Davacı tarafından 5 kişilik personelin çalıştırıldığı sürede de yeterli performans gösterilemediği, bu durumda da gereği gibi ifa etmemenin, personel sayısı açısından değil edimin niteliği (davalının beklediği ifa menfaati) açısından gerçekleştiği, davacı tarafından kapasitenin artırılması için davalı tarafa gönderilen elektronik postalara olumlu veya olumsuz bir yanıt verilmemesinin veya sadece e- posta gönderilmiş olmasının, davacının sorumluluğu kaldıran, sözleşmeye aykırılığın hangi taraftan kaynaklandığının belirlenmesine etkisi olamayacağı, zira davalının kapasitenin arttığını beyan etmesine rağmen başlangıçta kararlaştırılan personel sayısının da altında bir personel sayısı ile hizmet verdiği, taraflar arasındaki sözleşmenin m. 4.2 hükmünün ikinci cümlesinde ve m. 6.12 hükmünde potansiyel bir iş artışının olabileceğinin öngörüldüğü ancak bu artışın kararlaştırılan 5 personelden fazla personel ile giderilmesi hususunda tarafların mutabık kalmasına bağlandığı, kapasite artışı halinde personel sayısının artırılması konusunda davalı tarafa bir bildirim, onay, talep vs yükümlülük yüklenmediği, bu yöndeki taleplerin mutlaka olumlu karşılanması konusunda bir yükümlülüğü bulunduğu anlamına gelmediği anlaşılmakla, netice olarak davacı tarafın sözleşme gereği edimlerini gereği gibi yerine getirmediği davalı tarafın sözleşmeden beklenen faydayı sağlayamadığı kanaatiyle davanın ve birleşen davanın reddine karar verilmesi gerektiği sonuç ve kanaatine varılarak aşağıdaki şekilde hüküm kurulmuştur.
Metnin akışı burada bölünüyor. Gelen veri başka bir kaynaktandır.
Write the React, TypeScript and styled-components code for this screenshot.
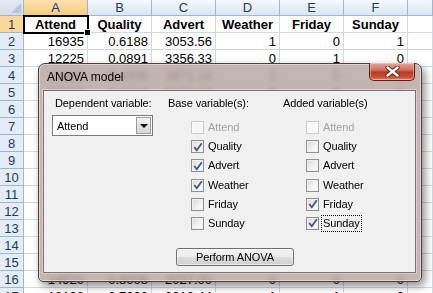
import { Fragment } from 'react';
import styled, { createGlobalStyle } from 'styled-components';

const GlobalStyle = createGlobalStyle`
    body {
        margin: 0;
        overflow: hidden;
        background: #fff;
    }
`;

const columns = ['A', 'B', 'C', 'D', 'E', 'F'];

const data: string[][] = [
    ['Attend', 'Quality', 'Advert', 'Weather', 'Friday', 'Sunday'],
    ['16935', '0.6188', '3053.56', '1', '0', '1'],
    ['12225', '0.0891', '3356.33', '0', '1', '0'],
    ['15862', '0.4305', '2871.14', '1', '0', '0'],
    ['13307', '0.2214', '3102.87', '0', '0', '1'],
    ['17244', '0.7652', '2954.02', '1', '1', '0'],
    ['11896', '0.1437', '3311.75', '0', '0', '0'],
    ['14520', '0.5519', '2765.48', '1', '0', '1'],
    ['16011', '0.6943', '3189.90', '1', '1', '0'],
    ['12874', '0.3026', '2902.66', '0', '0', '0'],
    ['15433', '0.4877', '3244.12', '1', '0', '1'],
    ['13998', '0.2760', '2811.39', '0', '1', '0'],
    ['17605', '0.8121', '3067.81', '1', '0', '0'],
    ['12450', '0.1189', '2988.25', '0', '0', '1'],
    ['16320', '0.5804', '3150.07', '1', '1', '0'],
    ['14920', '0.8008', '2027.00', '0', '0', '0'],
    ['18198', '0.7303', '3013.44', '1', '1', '0'],
];

const Page = styled.div`
    position: relative;
    width: 433px;
    height: 293px;
    overflow: hidden;
`;

const Sheet = styled.div`
    display: grid;
    grid-template-columns: 24px repeat(6, 64px) 25px;
    grid-template-rows: 16px;
    grid-auto-rows: 17px;
    font-family: "Liberation Sans", Arial, sans-serif;
`;

const Corner = styled.div`
    position: relative;
    box-sizing: border-box;
    background: linear-gradient(#e4ebf5, #d3ddeb);
    border-right: 1px solid #9eb6ce;
    border-bottom: 1px solid #9eb6ce;

    &::after {
        content: '';
        position: absolute;
        right: 2px;
        bottom: 2px;
        border-left: 10px solid transparent;
        border-bottom: 10px solid #b4c6dc;
    }
`;

const ColHeader = styled.div<{ $selected?: boolean }>`
    box-sizing: border-box;
    display: flex;
    align-items: center;
    justify-content: center;
    font-size: 13px;
    color: #1f3a5c;
    background: ${p => p.$selected
        ? 'linear-gradient(#fbe0ae, #f7cd7f)'
        : 'linear-gradient(#f5f8fc, #dce5f1)'};
    border-right: 1px solid #9eb6ce;
    border-bottom: 1px solid ${p => (p.$selected ? '#f2b254' : '#9eb6ce')};
`;

const RowHeader = styled.div<{ $selected?: boolean }>`
    box-sizing: border-box;
    display: flex;
    align-items: center;
    justify-content: center;
    font-size: 13px;
    color: #1f3a5c;
    background: ${p => (p.$selected ? '#f9d898' : '#e4ecf7')};
    border-right: 1px solid ${p => (p.$selected ? '#f2b254' : '#9eb6ce')};
    border-bottom: 1px solid #9eb6ce;
`;

const Cell = styled.div<{ $bold?: boolean; $active?: boolean }>`
    position: relative;
    box-sizing: border-box;
    display: flex;
    align-items: center;
    justify-content: ${p => (p.$bold ? 'center' : 'flex-end')};
    padding: 0 3px;
    font-size: 13px;
    font-weight: ${p => (p.$bold ? 700 : 400)};
    color: #000;
    white-space: nowrap;
    border-right: 1px solid #d0d7e5;
    border-bottom: 1px solid #d0d7e5;
    outline: ${p => (p.$active ? '2px solid #000' : 'none')};
    outline-offset: -1px;
`;

const FillHandle = styled.span`
    position: absolute;
    right: -4px;
    bottom: -4px;
    width: 5px;
    height: 5px;
    background: #000;
    border: 1px solid #fff;
    z-index: 1;
`;

const Dialog = styled.div`
    position: absolute;
    left: 38px;
    top: 63px;
    width: 384px;
    height: 219px;
    box-sizing: border-box;
    display: flex;
    flex-direction: column;
    border: 1px solid #4e3f3c;
    border-radius: 7px 7px 5px 5px;
    background: rgba(184, 165, 160, 0.82);
    backdrop-filter: blur(2.5px);
    box-shadow: inset 0 0 0 1px rgba(255, 255, 255, 0.45), 3px 4px 9px rgba(0, 0, 0, 0.45);
    font-family: "Liberation Sans", Tahoma, sans-serif;
`;

const TitleBar = styled.div`
    position: relative;
    height: 26px;
    flex: none;
    display: flex;
    align-items: center;
    padding-left: 8px;
    font-size: 12px;
    color: #000;
`;

const CloseButton = styled.div`
    position: absolute;
    top: -1px;
    right: 6px;
    width: 46px;
    height: 18px;
    box-sizing: border-box;
    display: flex;
    align-items: center;
    justify-content: center;
    border: 1px solid #5a2118;
    border-top: none;
    border-radius: 0 0 5px 5px;
    background: linear-gradient(#e6a79a 0%, #d2705d 40%, #b83a24 55%, #c9553c 85%, #e08a6c 100%);
    box-shadow: inset 0 0 0 1px rgba(255, 220, 210, 0.45);
`;

const Panel = styled.div`
    flex: 1;
    margin: 0 5px 8px 4px;
    border: 1px solid #7b7371;
    background: #f0f0f0;
    box-shadow: 0 0 0 1px rgba(255, 255, 255, 0.35);
    font-size: 11px;
    letter-spacing: -0.1px;
    color: #000;
`;

const Columns = styled.div`
    display: grid;
    grid-template-columns: 116px 115px 1fr;
    padding: 6px 0 0 8px;
`;

const Group = styled.div`
    display: flex;
    flex-direction: column;
`;

const Heading = styled.div<{ $indent?: number }>`
    line-height: 13px;
    height: 13px;
    padding-left: ${p => p.$indent ?? 0}px;
    white-space: nowrap;
`;

const Combo = styled.div`
    margin-top: 5px;
    width: 101px;
    height: 21px;
    box-sizing: border-box;
    display: flex;
    border: 1px solid #7a7a7a;
    background: #fff;
`;

const ComboText = styled.div`
    flex: 1;
    display: flex;
    align-items: center;
    padding-left: 4px;
`;

const ComboArrow = styled.div`
    width: 15px;
    margin: 1px;
    box-sizing: border-box;
    display: flex;
    align-items: center;
    justify-content: center;
    border: 1px solid #9c9c9c;
    background: linear-gradient(#f3f3f3, #d6d6d6);

    &::after {
        content: '';
        border-left: 4px solid transparent;
        border-right: 4px solid transparent;
        border-top: 4px solid #000;
    }
`;

const CheckList = styled.div`
    display: flex;
    flex-direction: column;
    gap: 6.2px;
    margin-top: 11px;
    padding-left: 23px;
`;

const Item = styled.div<{ $disabled?: boolean }>`
    display: flex;
    align-items: center;
    gap: 4px;
    height: 13px;
    color: ${p => (p.$disabled ? '#a3a3a3' : '#000')};
`;

const Box = styled.div<{ $disabled?: boolean }>`
    width: 13px;
    height: 13px;
    box-sizing: border-box;
    flex: none;
    display: flex;
    align-items: center;
    justify-content: center;
    border: 1px solid ${p => (p.$disabled ? '#c9c9c9' : '#8e8f8f')};
    background: ${p => p.$disabled
        ? '#f6f6f6'
        : 'linear-gradient(135deg, #d6d6d6, #f4f4f4 60%, #fdfdfd)'};
    box-shadow: inset 0 0 0 1px ${p => (p.$disabled ? '#fbfbfb' : '#f0f0f0')};
`;

const ItemLabel = styled.span<{ $focused?: boolean }>`
    line-height: 13px;
    padding: 1px 1px;
    margin-left: -1px;
    outline: ${p => (p.$focused ? '1px dotted #000' : 'none')};
`;

const ButtonRow = styled.div`
    padding: 18px 0 0 132px;
`;

const Button = styled.div`
    width: 118px;
    height: 18px;
    box-sizing: border-box;
    display: flex;
    align-items: center;
    justify-content: center;
    border: 1px solid #707070;
    border-radius: 3px;
    background: linear-gradient(#f2f2f2 0%, #ebebeb 50%, #dddddd 51%, #cfcfcf 100%);
    box-shadow: inset 0 0 0 1px rgba(255, 255, 255, 0.6);
`;

const Check = () => (
    <svg width="10" height="10" viewBox="0 0 10 10">
        <path d="M1.3 5 L3.8 8.3 L8.8 1.2" fill="none" stroke="#3f5396" strokeWidth="1.8" />
    </svg>
);

const CloseGlyph = () => (
    <svg width="15" height="11" viewBox="0 0 15 11">
        <path d="M2.5 1.5 L12.5 9.5 M12.5 1.5 L2.5 9.5" stroke="#4a2a24" strokeWidth="4.2" strokeLinecap="round" />
        <path d="M2.5 1.5 L12.5 9.5 M12.5 1.5 L2.5 9.5" stroke="#fff" strokeWidth="2.4" strokeLinecap="round" />
    </svg>
);

type Var = { name: string; checked?: boolean; disabled?: boolean; focused?: boolean };

const baseVars: Var[] = [
    { name: 'Attend', disabled: true },
    { name: 'Quality', checked: true },
    { name: 'Advert', checked: true },
    { name: 'Weather', checked: true },
    { name: 'Friday' },
    { name: 'Sunday' },
];

const addedVars: Var[] = [
    { name: 'Attend', disabled: true },
    { name: 'Quality' },
    { name: 'Advert' },
    { name: 'Weather' },
    { name: 'Friday', checked: true },
    { name: 'Sunday', checked: true, focused: true },
];

const VarList = ({ vars }: { vars: Var[] }) => (
    <CheckList>
        {vars.map(v => (
            <Item key={v.name} $disabled={v.disabled}>
                <Box $disabled={v.disabled}>{v.checked && <Check />}</Box>
                <ItemLabel $focused={v.focused}>{v.name}</ItemLabel>
            </Item>
        ))}
    </CheckList>
);

const App = () => {
    return (
        <Page>
            <GlobalStyle />
            <Sheet>
                <Corner />
                {columns.map(c => (
                    <ColHeader key={c} $selected={c === 'A'}>{c}</ColHeader>
                ))}
                <ColHeader />
                {data.map((row, r) => (
                    <Fragment key={r}>
                        <RowHeader $selected={r === 0}>{r + 1}</RowHeader>
                        {row.map((v, c) => (
                            <Cell key={c} $bold={r === 0} $active={r === 0 && c === 0}>
                                {v}
                                {r === 0 && c === 0 && <FillHandle />}
                            </Cell>
                        ))}
                        <Cell />
                    </Fragment>
                ))}
            </Sheet>

            <Dialog>
                <TitleBar>
                    ANOVA model
                    <CloseButton><CloseGlyph /></CloseButton>
                </TitleBar>
                <Panel>
                    <Columns>
                        <Group>
                            <Heading $indent={3}>Dependent variable:</Heading>
                            <Combo>
                                <ComboText>Attend</ComboText>
                                <ComboArrow />
                            </Combo>
                        </Group>
                        <Group>
                            <Heading>Base variable(s):</Heading>
                            <VarList vars={baseVars} />
                        </Group>
                        <Group>
                            <Heading>Added variable(s)</Heading>
                            <VarList vars={addedVars} />
                        </Group>
                    </Columns>
                    <ButtonRow>
                        <Button>Perform ANOVA</Button>
                    </ButtonRow>
                </Panel>
            </Dialog>
        </Page>
    );
};

export default App;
HÜKÜM: Gerekçesi açıklandığı üzere;
1-Asıl dava yönünden ve birleşen İstanbul … ATM’nin… esas sayılı dosyasındaki dava yönünden davaların ayrı ayrı reddine,
2-Davalı tarafın kötü niyet tazminatı taleplerinin koşullar oluşmadığından reddine,
3-Asıl dava yönünden
a-Alınması gerekli harç 44,40 TL olup, peşin alınan 763,88 TL den mahsubu ile fazla alınmış olan 719,48 TL harcın karar kesinleştikten sonra istek halinde davacıya iadesine,
b-Davacı tarafça yapılan yargılama giderlerinin üzerinde bırakılmasına,
c-Davalı taraf vekille temsil olunduğundan karar tarihinde yürürlükte bulunan Avukatlık Asgari Ücret Tarifesi uyarınca hesap ve taktir olunan 7.307,28 TL vekalet ücretinin davacıdan alınıp davalıya verilmesine,
4-Birleşen dava yönünden
a-Alınması gerekli harç 44,40 TL olup, peşin alınan 53,74 TL den mahsubu ile fazla alınmış olan 9,34 TL harcın karar kesinleştikten sonra istek halinde davacıya iadesine,
b-Davacı tarafça yapılan yargılama giderlerinin üzerinde bırakılmasına,
c-Davalı taraf vekille temsil olunduğundan karar tarihinde yürürlükte bulunan Avukatlık Asgari Ücret Tarifesi uyarınca hesap ve taktir olunan 2.725,00 TL vekalet ücretinin davacıdan alınıp davalıya verilmesine,
5- Karar kesinleşene kadar yapılacak yargılama giderlerinin davacı gider avansından karşılanmasına, karar kesinleştikten sonra bakiye avansın istek halinde davacıya iadesine,
Dair, davacı vekilinin yüzüne karşı davalı tarafın yokluğunda kararın tebliğ tarihinden itibaren 2 haftalık kesin süre içerisinde İstanbul Bölge Adliye Mahkemesine istinaf yolu açık olmak üzere karar verildi.